The story of Central European refugees as the source of a considerable amount of international post-war popular music has been insufficiently explored. But exile is a highly delicate subject and is most often a chronicle of decline. As the curator of an exhibition on Toch, I became convinced that the creative surge that followed his Hollywood studio years only rarely resulted in works that matched the brilliance of his output during the decade and a half before the war. The “lack of echo,” as Krenek wrote, would mean that exiled composers either traded in their former identities, as happened with Kosma and Weill, or tried to reconnect to their pre-exile incarnations while being unable to make allowances for different times, changing tastes and a general sea-change in cultural ideals. When Adorno said that there could be no poetry after Auschwitz, he unwittingly torpedoed many composers who were trying to refloat their pre-war identities.
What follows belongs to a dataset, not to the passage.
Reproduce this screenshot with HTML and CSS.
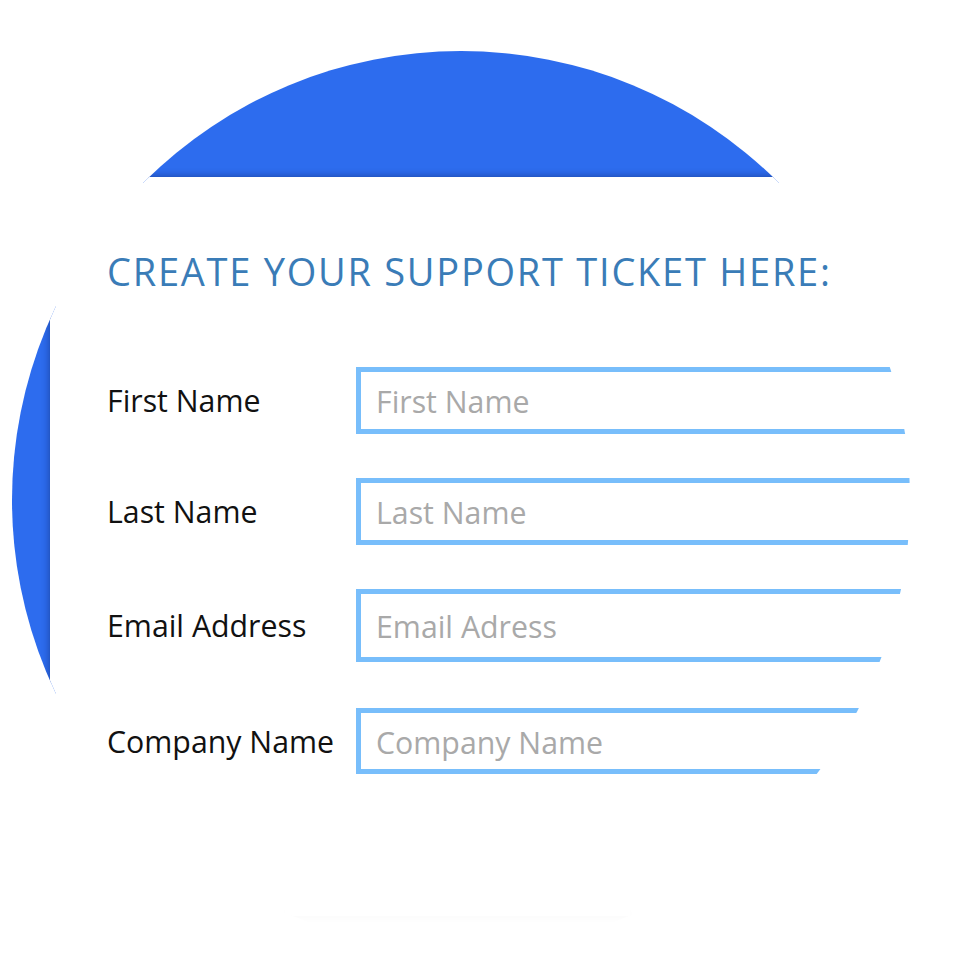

Some began to re-examine their Jewishness and tried to create a musical identity that was ethnically or at least culturally Jewish without being liturgical. Others relied on the support of fellow exiles: Toch's post-war successes, for instance, declined with the deaths of exiled conductors such as George Szell, Otto Klemperer, William Steinberg and Erich Leinsdorf; today, few American-born performers pay any attention to his music. And confronted with this harsh reality, we end up facing an additional fundamental truth: a German, Austrian, Hungarian or Czech composer does not become a British or American composer simply because he takes British or US citizenship. Ask the archivists of American university libraries: Which researchers are most interested in examining the legacies of exiled composers? The answer, almost invariably, is: European musicologists. As in life, so also in death these composers remain in exile, and their host countries show scant interest in their now forgotten contributions.
Thus, the question of where to start leads inevitably to the question of how to start. And I hope that at least a few guidelines can help. The first rule — I repeat — is that a composer's work takes priority over his personal history. A composer's biography remains the same regardless of which work is chosen for performance, so go for the strongest one. The second principal is to avoid re-ghettoization. Composers didn't think of their works as primarily “Jewish” or “banned,” and it is the responsibility of programmers to re-integrate them into the musical narrative from which they were ejected. Placing works by one of the banned composers with, for example, Brahms or Schubert is preferable to placing them in a program of only banned composers. Third: try not to allow political correctness to influence programming choices. We still perform Wagner, Liszt and Chopin despite their repulsive and well documented anti-Semitic views. Germany and Austria remained major engines of musical creativity in the 20th century; politics and a quest for utopia dragged many of their finest spirits into disrepute. Some simply made the wrong decisions, while a number actively supported Hitler and his murderous policies. Every story must be judged separately. As a performer, one offers a platform to a composer, and what ultimately counts is the quality of the music. The pitfalls of tidy concepts such as “exile” or “music from the camps” must be avoided if we are to rediscover great works that have been lost through the vicissitudes of history.